Watching “This Week with George Stephanopoulos” today was dispiriting. Virtually, the entire hour was devoted to a discussion of l’Affaire Christie and it was almost all excuse-making and horse-race handicapping with very little substance. The show opened with fill-in host Martha Raddatz asking some surprisingly pointed questions to the first Christie defender Rudy Giuliani. Giuliani stuck to his main talking point that, like all executives, Christie is really busy and can’t be bothered with the small stuff going on in his office.
It’s quite possible, Giuliani argued reasonably, for Christie’s Deputy Chief of Staff, Bridget Anne Kelly, to concoct a scheme with Christie crony David Wildstein to snarl traffic at the country’s busiest bridge for four days without Christie’s knowledge. Several times, Raddatz interrupted to ask whether Christie should have suspected something was up between the time when Wildstein first closed the lanes and the New York Port Authority crossed the Hudson to lift the cones but Giuliani appeared not to understand the question. Instead, he helpfully pointed out how President Obama 1) said he didn’t know that the IRS was unfairly targeting conservative PACs and 2) was also ignorant of the Benghazi cover-up. Giuliani neglected to mention that nobody knew that the IRS was targeting conservative PACs until an investigation revealed that the taxing authority actually had the nerve to ask ostensibly “primarily educational-in-nature” “Tea Party” groups to justify their claim for tax-exempt status. Giuliani also didn’t seem to think it necessary to explain the nature of the “Benghazi” cover-up. Probably because nobody else has either.
What to do. The corporate media is so vapid, so ready to be distracted, and to distract. Earlier in the week, Rachel Maddow explained the political landscape at the time when the Christie administration closed down three lanes in Fort Lee onto the George Washington Bridge last summer. We learned that Christie was involved in a bare-knuckles brawl with the New Jersey Senate over appointments to the State Supreme Court and that the Senate Majority leader who was stymieing Christie’s court-packing scheme is from Fort Lee. Maddow also noted that while early reports that the Democratic Mayor of Fort Lee had refused to endorse Christie’s re-election bid were accurate, that fact may have been less momentous to Kelly and Wildstein with Christie leading by 20% in the polls. By contrast, without a Republican majority in the Supreme Court, Christie’s deep cuts to public education might be reversed, and his gerrymandering schemes come to naught.

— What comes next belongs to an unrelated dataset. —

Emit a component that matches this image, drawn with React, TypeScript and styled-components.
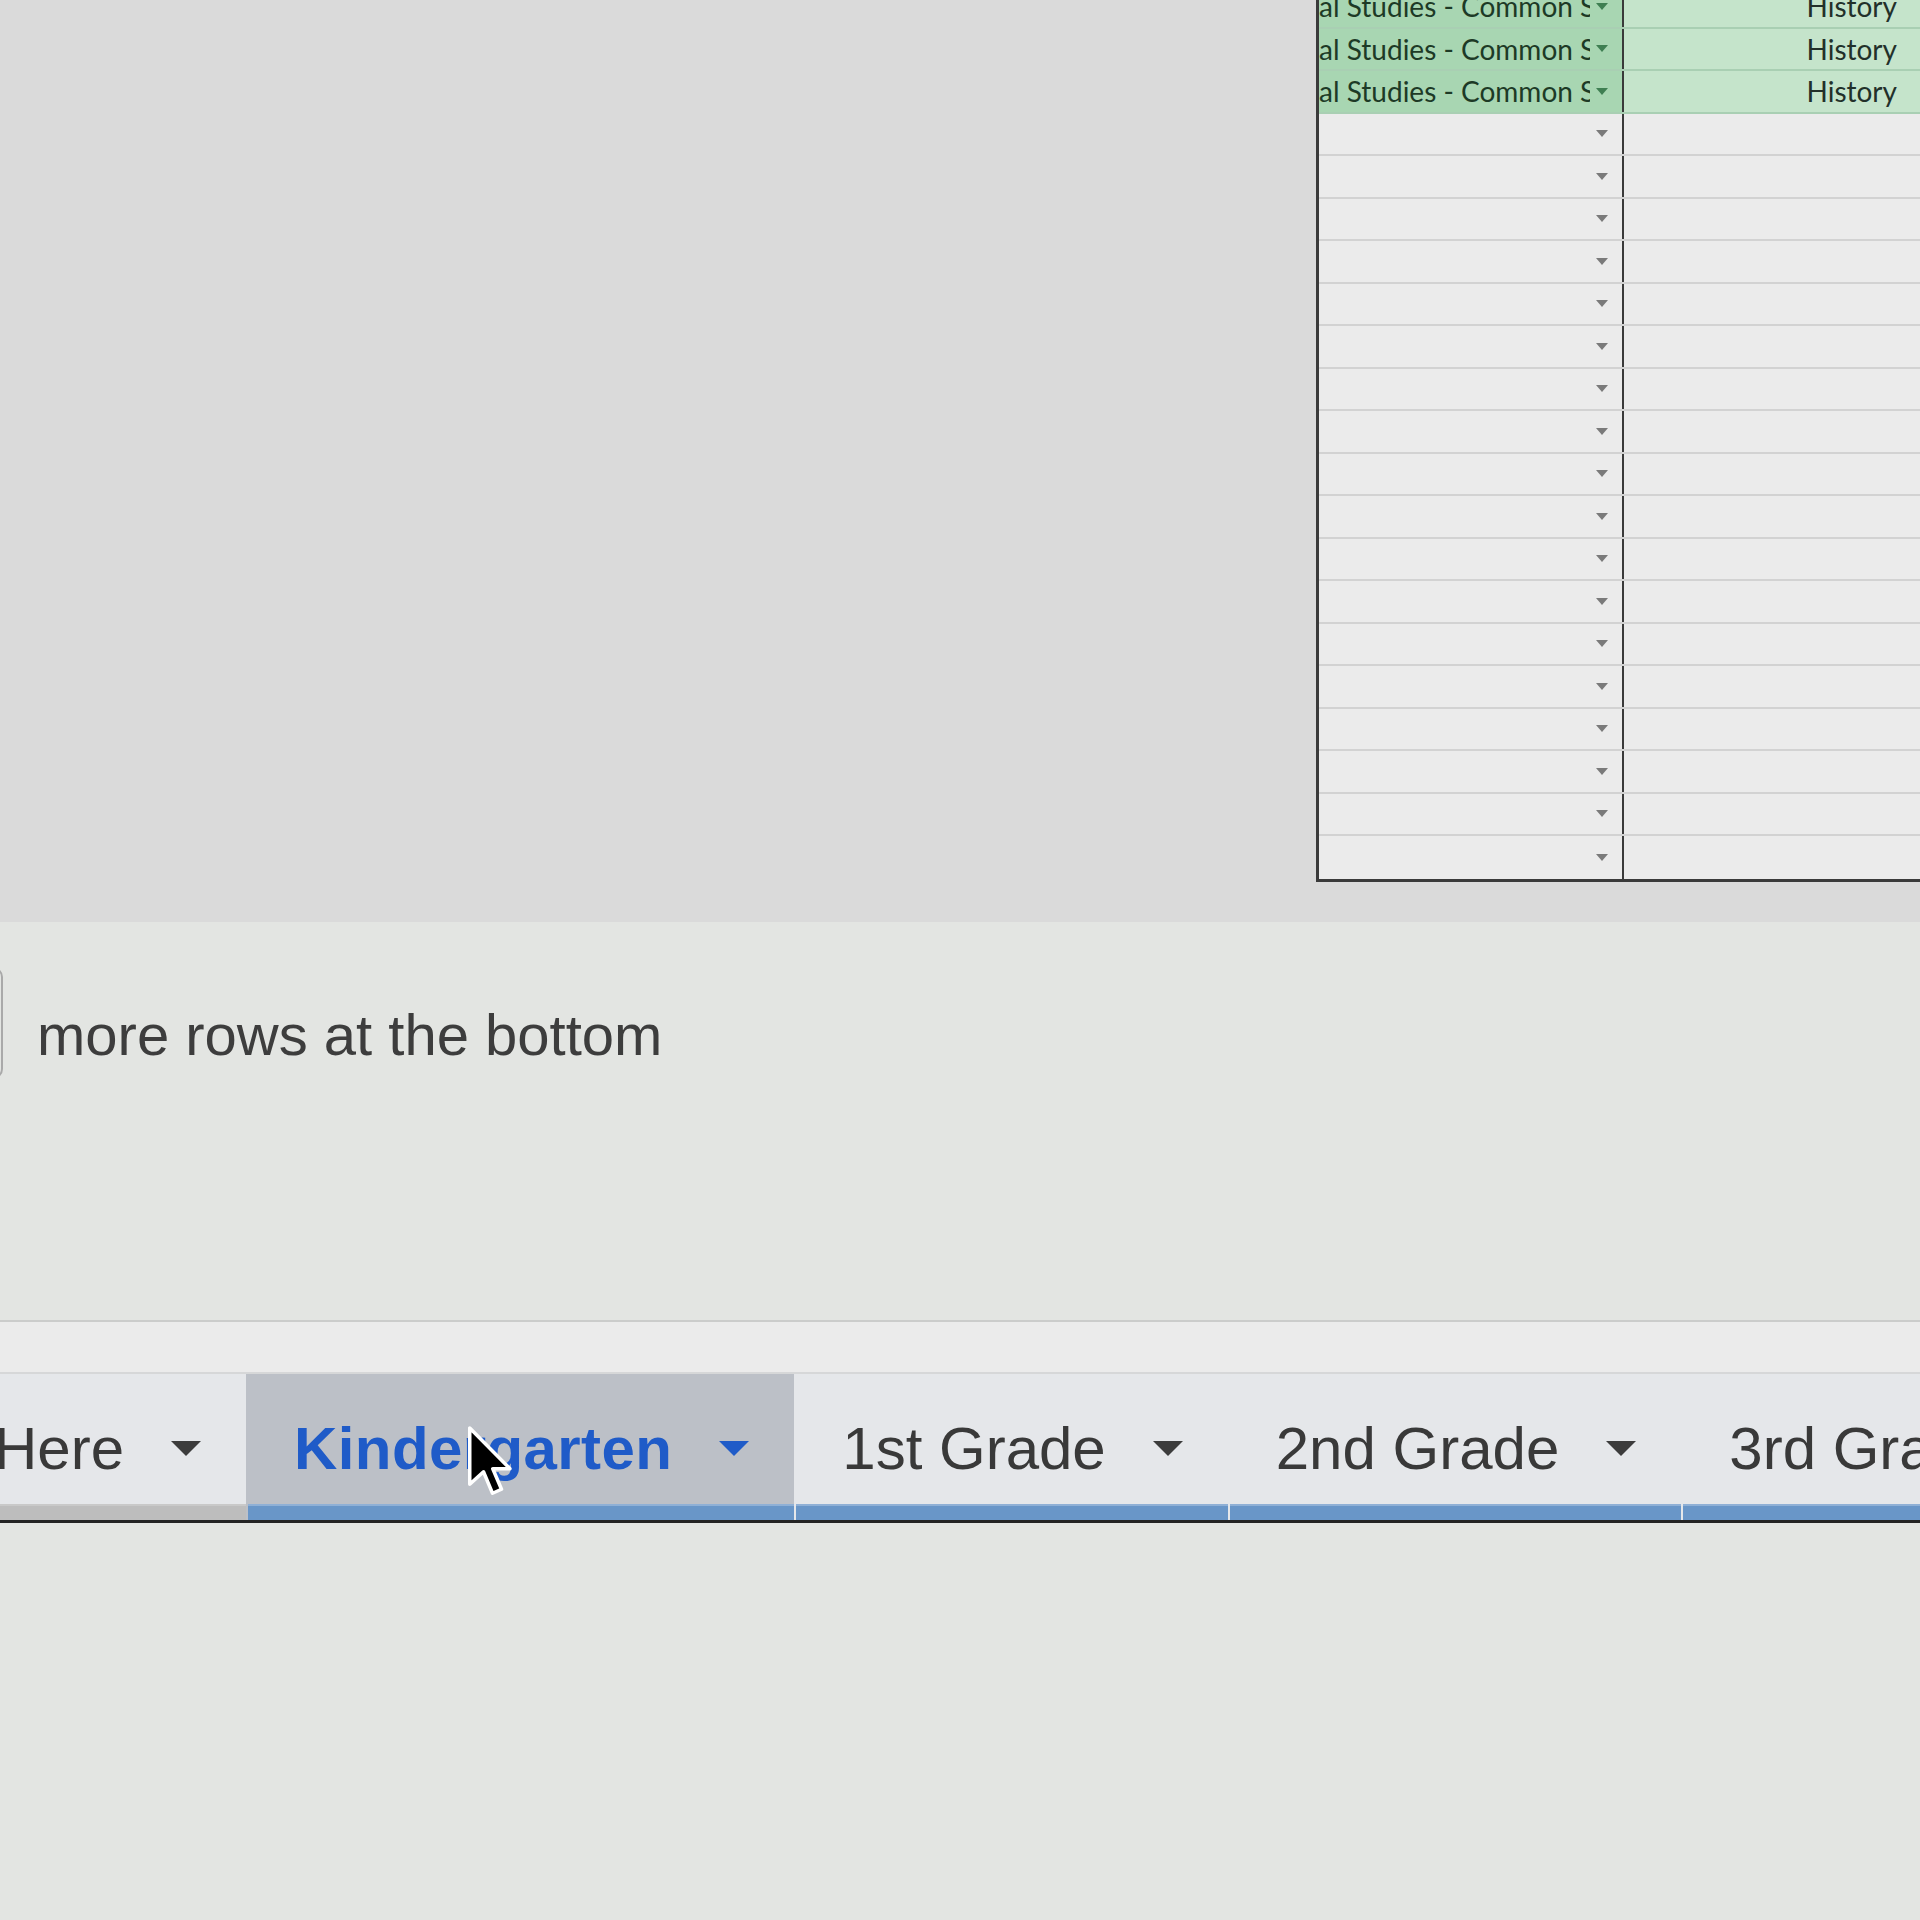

Maddow explained in 20 minutes what was going on in New Jersey and why. In 60 minutes, ABC couldn’t do either. Matthew Dowd and David Plouffe argued over how damaging this scandal would prove to Christie’s future political fortunes. Hack journalist Jonathan Karl delivered a mostly hagiographic segment that told us nothing about Christie’s policies and how they are or are not working in the Garden State. A crisis consultant praised Christie’s damage control in his Thursday morning press conference but chided him for saying that he was not a “bully” since that reinforced in the public’s mind the connection of the term bully with Christie. Nobody thought it worthwhile to investigate whether he is one.
As much censure as ABC deserves for its coverage of the Jersey tale, it’s hardly the only one that matters. Where was the conversation about the Republican refusal to extend unemployment benefits unless it can be sure to exact from one part of the 99% the pound of flesh it will so grudgingly hand to another? Can we ever expect a discussion of the Democratic Obama administration’s efforts with help from the Democratic Senator Max Baucus to jam the Trans Pacific Partnership down our throats. Does it make sense to give multinational corporations even more control over our lives? That’s a question multinational media corporations will never ask.